■ AVAILABLE DATA:

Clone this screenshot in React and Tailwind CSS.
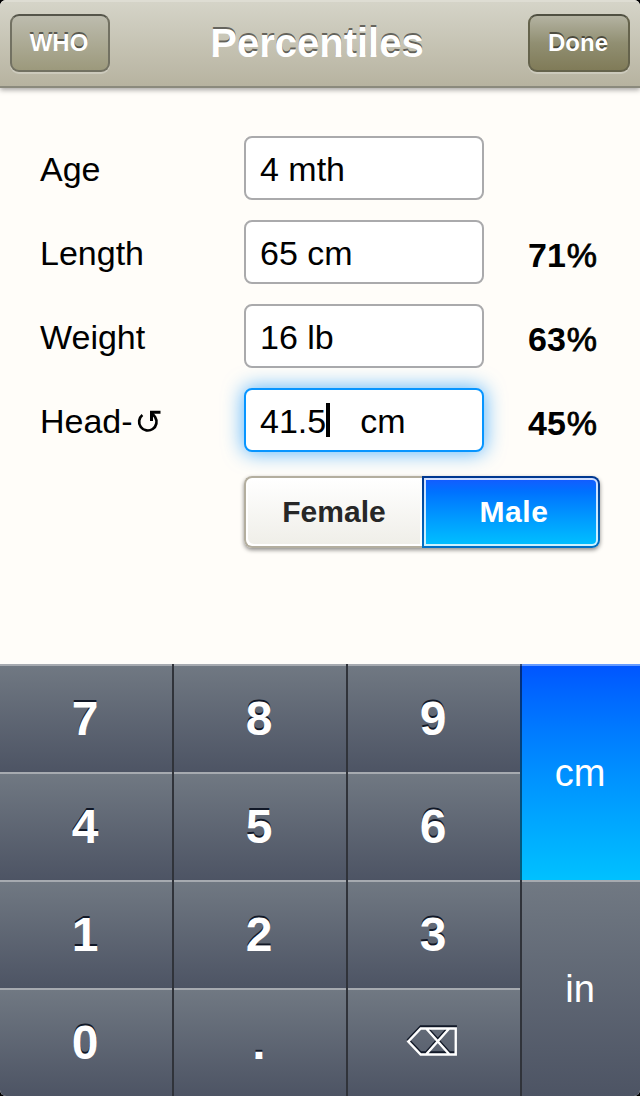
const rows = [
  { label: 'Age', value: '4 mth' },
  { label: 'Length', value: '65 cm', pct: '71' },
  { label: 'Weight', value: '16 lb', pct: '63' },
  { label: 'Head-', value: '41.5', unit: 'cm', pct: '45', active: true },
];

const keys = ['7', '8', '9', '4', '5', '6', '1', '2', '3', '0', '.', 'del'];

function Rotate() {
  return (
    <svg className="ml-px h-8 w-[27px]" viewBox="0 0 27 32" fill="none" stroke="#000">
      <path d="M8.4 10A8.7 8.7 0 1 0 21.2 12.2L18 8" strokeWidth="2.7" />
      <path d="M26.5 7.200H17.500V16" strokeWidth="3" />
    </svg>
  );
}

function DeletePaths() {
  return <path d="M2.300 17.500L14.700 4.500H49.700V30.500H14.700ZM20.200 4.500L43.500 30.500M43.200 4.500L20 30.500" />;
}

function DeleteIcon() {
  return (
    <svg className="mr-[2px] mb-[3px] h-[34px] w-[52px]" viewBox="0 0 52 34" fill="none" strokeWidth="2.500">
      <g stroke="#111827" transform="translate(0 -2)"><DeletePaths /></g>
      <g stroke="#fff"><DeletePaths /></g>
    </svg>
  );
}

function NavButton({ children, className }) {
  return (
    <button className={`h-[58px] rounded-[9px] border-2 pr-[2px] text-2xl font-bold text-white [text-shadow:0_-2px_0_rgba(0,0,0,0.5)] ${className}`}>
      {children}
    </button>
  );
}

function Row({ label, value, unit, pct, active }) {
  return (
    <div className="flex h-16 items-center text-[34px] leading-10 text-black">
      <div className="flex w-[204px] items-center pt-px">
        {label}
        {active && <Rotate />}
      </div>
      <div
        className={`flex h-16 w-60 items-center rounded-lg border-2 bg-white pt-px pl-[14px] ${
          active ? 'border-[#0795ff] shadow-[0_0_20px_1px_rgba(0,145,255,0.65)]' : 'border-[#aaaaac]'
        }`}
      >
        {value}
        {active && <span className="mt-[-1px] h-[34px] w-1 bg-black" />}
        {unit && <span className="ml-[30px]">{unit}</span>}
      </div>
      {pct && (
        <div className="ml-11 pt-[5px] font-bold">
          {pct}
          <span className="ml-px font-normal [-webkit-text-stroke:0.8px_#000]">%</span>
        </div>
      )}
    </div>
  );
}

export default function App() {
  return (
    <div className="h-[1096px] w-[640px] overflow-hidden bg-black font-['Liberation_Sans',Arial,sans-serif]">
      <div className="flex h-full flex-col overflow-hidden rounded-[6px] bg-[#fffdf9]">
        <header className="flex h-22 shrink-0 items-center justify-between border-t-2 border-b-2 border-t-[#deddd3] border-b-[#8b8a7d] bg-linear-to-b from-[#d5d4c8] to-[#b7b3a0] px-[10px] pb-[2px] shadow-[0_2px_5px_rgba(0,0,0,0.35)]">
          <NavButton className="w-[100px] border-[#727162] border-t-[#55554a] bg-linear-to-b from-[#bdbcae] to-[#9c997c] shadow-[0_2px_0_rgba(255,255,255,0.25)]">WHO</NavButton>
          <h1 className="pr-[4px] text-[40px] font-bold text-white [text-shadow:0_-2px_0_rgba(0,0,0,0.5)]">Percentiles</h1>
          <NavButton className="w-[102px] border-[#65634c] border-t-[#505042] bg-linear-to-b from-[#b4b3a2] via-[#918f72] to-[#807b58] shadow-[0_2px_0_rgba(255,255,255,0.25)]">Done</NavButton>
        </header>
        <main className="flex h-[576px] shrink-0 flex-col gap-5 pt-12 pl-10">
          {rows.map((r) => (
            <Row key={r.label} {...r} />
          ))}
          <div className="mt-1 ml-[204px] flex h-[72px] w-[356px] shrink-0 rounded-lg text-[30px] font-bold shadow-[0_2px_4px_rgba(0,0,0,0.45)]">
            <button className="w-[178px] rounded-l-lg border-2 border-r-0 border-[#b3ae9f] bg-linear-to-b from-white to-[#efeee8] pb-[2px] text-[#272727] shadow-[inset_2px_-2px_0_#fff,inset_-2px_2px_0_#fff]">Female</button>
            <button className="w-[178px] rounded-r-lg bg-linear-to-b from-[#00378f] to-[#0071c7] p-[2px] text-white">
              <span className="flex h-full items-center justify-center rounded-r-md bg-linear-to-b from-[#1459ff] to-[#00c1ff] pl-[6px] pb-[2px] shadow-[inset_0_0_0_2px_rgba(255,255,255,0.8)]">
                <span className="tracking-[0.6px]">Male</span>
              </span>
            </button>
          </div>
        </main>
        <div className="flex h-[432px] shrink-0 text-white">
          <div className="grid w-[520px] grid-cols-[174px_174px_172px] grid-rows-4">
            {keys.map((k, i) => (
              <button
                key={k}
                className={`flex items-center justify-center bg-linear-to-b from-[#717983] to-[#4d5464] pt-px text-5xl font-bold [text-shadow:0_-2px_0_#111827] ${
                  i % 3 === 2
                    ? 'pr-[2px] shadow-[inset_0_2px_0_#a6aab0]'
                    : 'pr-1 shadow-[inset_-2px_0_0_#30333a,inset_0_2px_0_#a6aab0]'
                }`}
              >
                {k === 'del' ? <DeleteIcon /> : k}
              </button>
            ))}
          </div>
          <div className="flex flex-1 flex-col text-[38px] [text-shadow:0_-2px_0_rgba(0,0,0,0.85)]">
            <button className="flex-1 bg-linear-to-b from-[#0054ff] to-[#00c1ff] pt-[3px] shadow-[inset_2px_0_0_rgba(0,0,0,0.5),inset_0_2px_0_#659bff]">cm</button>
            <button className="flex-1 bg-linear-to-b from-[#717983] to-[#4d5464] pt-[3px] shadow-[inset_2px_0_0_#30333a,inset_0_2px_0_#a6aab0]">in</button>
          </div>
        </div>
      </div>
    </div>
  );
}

■ TASK TO COMPLETE: Copy the data exactly. Any picture it contains is to be omitted.

■ ANSWER TO THE TASK:
Clone this screenshot in React and Tailwind CSS.
const rows = [
  { label: 'Age', value: '4 mth' },
  { label: 'Length', value: '65 cm', pct: '71' },
  { label: 'Weight', value: '16 lb', pct: '63' },
  { label: 'Head-', value: '41.5', unit: 'cm', pct: '45', active: true },
];

const keys = ['7', '8', '9', '4', '5', '6', '1', '2', '3', '0', '.', 'del'];

function Rotate() {
  return (
    <svg className="ml-px h-8 w-[27px]" viewBox="0 0 27 32" fill="none" stroke="#000">
      <path d="M8.4 10A8.7 8.7 0 1 0 21.2 12.2L18 8" strokeWidth="2.7" />
      <path d="M26.5 7.200H17.500V16" strokeWidth="3" />
    </svg>
  );
}

function DeletePaths() {
  return <path d="M2.300 17.500L14.700 4.500H49.700V30.500H14.700ZM20.200 4.500L43.500 30.500M43.200 4.500L20 30.500" />;
}

function DeleteIcon() {
  return (
    <svg className="mr-[2px] mb-[3px] h-[34px] w-[52px]" viewBox="0 0 52 34" fill="none" strokeWidth="2.500">
      <g stroke="#111827" transform="translate(0 -2)"><DeletePaths /></g>
      <g stroke="#fff"><DeletePaths /></g>
    </svg>
  );
}

function NavButton({ children, className }) {
  return (
    <button className={`h-[58px] rounded-[9px] border-2 pr-[2px] text-2xl font-bold text-white [text-shadow:0_-2px_0_rgba(0,0,0,0.5)] ${className}`}>
      {children}
    </button>
  );
}

function Row({ label, value, unit, pct, active }) {
  return (
    <div className="flex h-16 items-center text-[34px] leading-10 text-black">
      <div className="flex w-[204px] items-center pt-px">
        {label}
        {active && <Rotate />}
      </div>
      <div
        className={`flex h-16 w-60 items-center rounded-lg border-2 bg-white pt-px pl-[14px] ${
          active ? 'border-[#0795ff] shadow-[0_0_20px_1px_rgba(0,145,255,0.65)]' : 'border-[#aaaaac]'
        }`}
      >
        {value}
        {active && <span className="mt-[-1px] h-[34px] w-1 bg-black" />}
        {unit && <span className="ml-[30px]">{unit}</span>}
      </div>
      {pct && (
        <div className="ml-11 pt-[5px] font-bold">
          {pct}
          <span className="ml-px font-normal [-webkit-text-stroke:0.8px_#000]">%</span>
        </div>
      )}
    </div>
  );
}

export default function App() {
  return (
    <div className="h-[1096px] w-[640px] overflow-hidden bg-black font-['Liberation_Sans',Arial,sans-serif]">
      <div className="flex h-full flex-col overflow-hidden rounded-[6px] bg-[#fffdf9]">
        <header className="flex h-22 shrink-0 items-center justify-between border-t-2 border-b-2 border-t-[#deddd3] border-b-[#8b8a7d] bg-linear-to-b from-[#d5d4c8] to-[#b7b3a0] px-[10px] pb-[2px] shadow-[0_2px_5px_rgba(0,0,0,0.35)]">
          <NavButton className="w-[100px] border-[#727162] border-t-[#55554a] bg-linear-to-b from-[#bdbcae] to-[#9c997c] shadow-[0_2px_0_rgba(255,255,255,0.25)]">WHO</NavButton>
          <h1 className="pr-[4px] text-[40px] font-bold text-white [text-shadow:0_-2px_0_rgba(0,0,0,0.5)]">Percentiles</h1>
          <NavButton className="w-[102px] border-[#65634c] border-t-[#505042] bg-linear-to-b from-[#b4b3a2] via-[#918f72] to-[#807b58] shadow-[0_2px_0_rgba(255,255,255,0.25)]">Done</NavButton>
        </header>
        <main className="flex h-[576px] shrink-0 flex-col gap-5 pt-12 pl-10">
          {rows.map((r) => (
            <Row key={r.label} {...r} />
          ))}
          <div className="mt-1 ml-[204px] flex h-[72px] w-[356px] shrink-0 rounded-lg text-[30px] font-bold shadow-[0_2px_4px_rgba(0,0,0,0.45)]">
            <button className="w-[178px] rounded-l-lg border-2 border-r-0 border-[#b3ae9f] bg-linear-to-b from-white to-[#efeee8] pb-[2px] text-[#272727] shadow-[inset_2px_-2px_0_#fff,inset_-2px_2px_0_#fff]">Female</button>
            <button className="w-[178px] rounded-r-lg bg-linear-to-b from-[#00378f] to-[#0071c7] p-[2px] text-white">
              <span className="flex h-full items-center justify-center rounded-r-md bg-linear-to-b from-[#1459ff] to-[#00c1ff] pl-[6px] pb-[2px] shadow-[inset_0_0_0_2px_rgba(255,255,255,0.8)]">
                <span className="tracking-[0.6px]">Male</span>
              </span>
            </button>
          </div>
        </main>
        <div className="flex h-[432px] shrink-0 text-white">
          <div className="grid w-[520px] grid-cols-[174px_174px_172px] grid-rows-4">
            {keys.map((k, i) => (
              <button
                key={k}
                className={`flex items-center justify-center bg-linear-to-b from-[#717983] to-[#4d5464] pt-px text-5xl font-bold [text-shadow:0_-2px_0_#111827] ${
                  i % 3 === 2
                    ? 'pr-[2px] shadow-[inset_0_2px_0_#a6aab0]'
                    : 'pr-1 shadow-[inset_-2px_0_0_#30333a,inset_0_2px_0_#a6aab0]'
                }`}
              >
                {k === 'del' ? <DeleteIcon /> : k}
              </button>
            ))}
          </div>
          <div className="flex flex-1 flex-col text-[38px] [text-shadow:0_-2px_0_rgba(0,0,0,0.85)]">
            <button className="flex-1 bg-linear-to-b from-[#0054ff] to-[#00c1ff] pt-[3px] shadow-[inset_2px_0_0_rgba(0,0,0,0.5),inset_0_2px_0_#659bff]">cm</button>
            <button className="flex-1 bg-linear-to-b from-[#717983] to-[#4d5464] pt-[3px] shadow-[inset_2px_0_0_#30333a,inset_0_2px_0_#a6aab0]">in</button>
          </div>
        </div>
      </div>
    </div>
  );
}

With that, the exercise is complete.